Complete Guide to Podcast Transcription

Podcast Transcripts and Accessibility: A Practical Guide

Transcripts help people who are Deaf or hard of hearing, people processing information in a second language, and anyone who cannot listen in the moment. Accessibility depends on accuracy and presentation, not simply the presence of text.

Provide equivalent information

Include meaningful speech and relevant sounds needed to understand the episode. Identify speakers consistently and describe music or sound effects when they carry meaning.

A promotional summary is not a substitute for the full spoken content.

Use readable page structure

Break text into paragraphs, add topic headings and provide sufficient color contrast and text size. Avoid transcript widgets that require precise mouse interaction.

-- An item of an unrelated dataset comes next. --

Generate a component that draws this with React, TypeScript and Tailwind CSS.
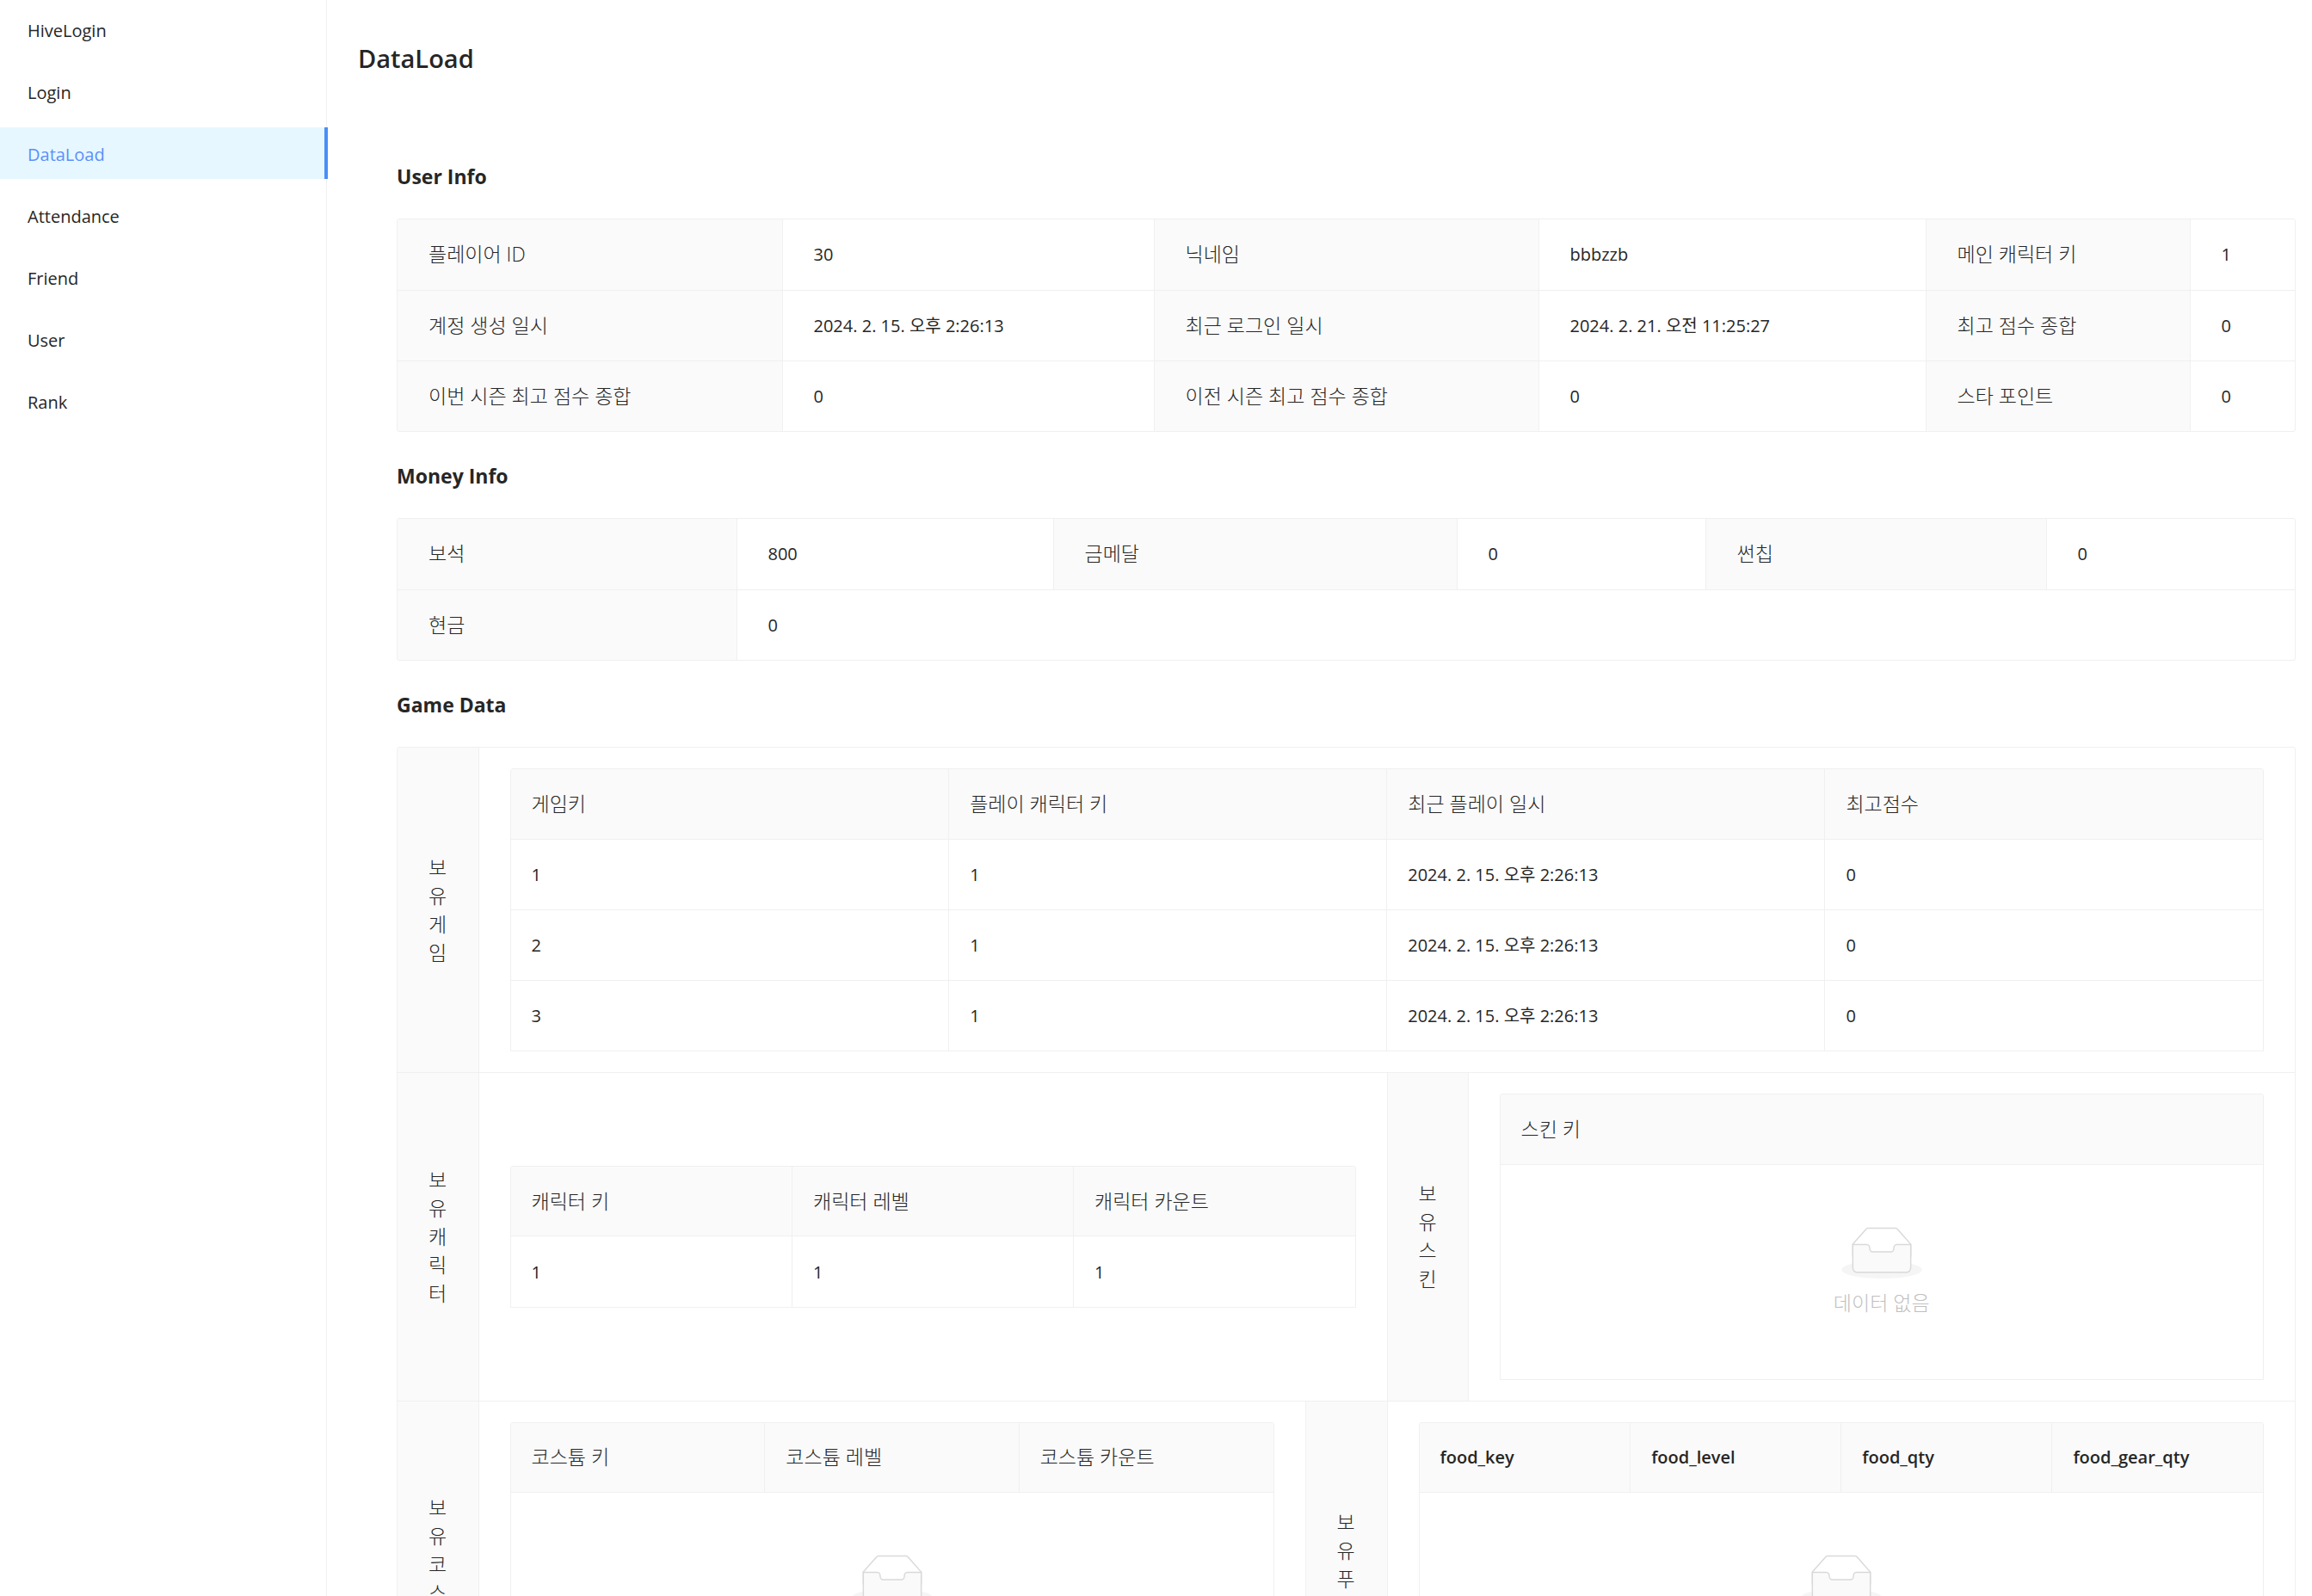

The transcript should remain available to keyboard and screen-reader users.

Synchronize captions for video

When publishing video, create captions with accurate timing and line breaks. Review names and terminology, and ensure captions do not obscure important on-screen information.

Offer the full transcript as well as synchronized captions when practical.

Explain limitations and corrections

Automatic transcription can misunderstand overlapping speech and specialist vocabulary. Provide a way to report accessibility errors and correct important mistakes promptly.

Keep the corrected text synchronized with future caption exports.

Make accessibility part of production

Collect guest spellings, plan clear microphone setups and assign transcript review before release. Accessibility is faster and more reliable when it is part of the episode checklist.

Use a consistent template so every episode receives the same minimum standard.